RESEÑAS
La voz del interior

Aunque suene a lamento de tía abuela demasiado maquillada, hay que decirlo: ¡El año se pasó volando! Los artistas comienzan a despedirse de su público hasta que comience de nuevo la temporada alta del rock capitalino. El verano obligará a moverse por un poco de arte, aunque otros directamente prefieran guardarse a pensar o redondear nuevas ideas. Ese será el plan de Gabo Ferro, a juzgar por sus palabras en medio del concierto que dio el viernes en el ND Ateneo, que sirvió para despedir un año que para él ha sido tan fructífero como los tres anteriores.
Hacia mediados de 2008, lanzó “Amar, temer, partir”, un disco que compila canciones previamente inéditas, pero que sólo habían sido tocadas en vivo. Poco después, editó su primer libro, “Barbarie y civilización. Sangre, monstruos y vampiros durante el segundo gobierno de Rosas” y casi al mismo tiempo, apareció un CD+DVD, entre pirata y oficial, de la presentación de sus últimos dos discos.
De esta manera se plantó en el escenario, habiendo pasado media hora de las veintitrés, entonando “Nada” y llenando el aire del auditorio con su magnífica voz, que sale desde bien adentro de su ser.
Las canciones se sucedían naturales pese a los climas cambiantes, marcados básicamente por los cambios en la guitarra que se calce a Gabo: alternaba entre una electroacústica y una muy hairmetalera, de corte Jackson.
La banda que lo acompaña también iba mutando: entraba y salía un violín, el contrabajo era reemplazado por un bajo eléctrico y viceversa, los efectos del teclado se amoldaban a cada momento. Pero lo más sorprendente eran las dos baterías que encastraban a la perfección, no sólo entre sí, sino con el resto de los músicos, casi de la misma manera en la que puede rendir un doble 5, entre áspero y virtuoso, para recuperar y salir jugando con buen pie.
En esa variación, la energía se hacía omnipresente, sin importar si sonaba “El amigo de mi padre”, “Volví al jardín”, “De palabra”, “La casa, nuestros discos”, “Árbol de naranjas” o “Que llegue la noche”. Todo estaba al mango y nadie podía hacer otra cosa más que aplaudir cada vez que sonaba el charararán final.

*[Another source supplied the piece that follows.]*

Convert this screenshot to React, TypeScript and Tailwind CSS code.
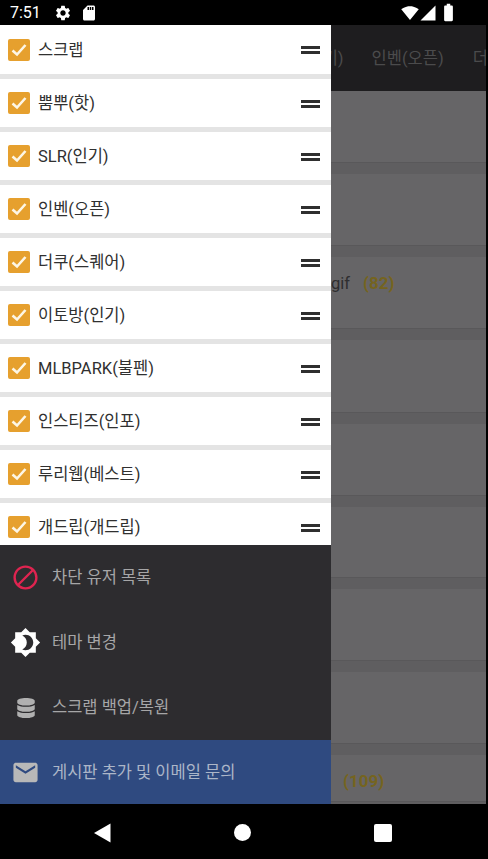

Lo más sorprendente estaría por llegar y aunque sea un número puesto en cada recital de Ferro, no deja de conmocionar cuando se sienta en el borde del escenario, pide apagar las luces y, sin micrófono, entona a capella el existencialista“Dios me ha pedido un techo”. Es inevitable que se encrespe la piel ante ese grito sagrado.
Actitud. Sensibilidad. Intensidad. Buen humor. Y mucho rock, como en la versión furiosa de “Felicidad vitamina” que daría el pie para la ovación definitiva. Gracias por todo eso, Señor Cantante.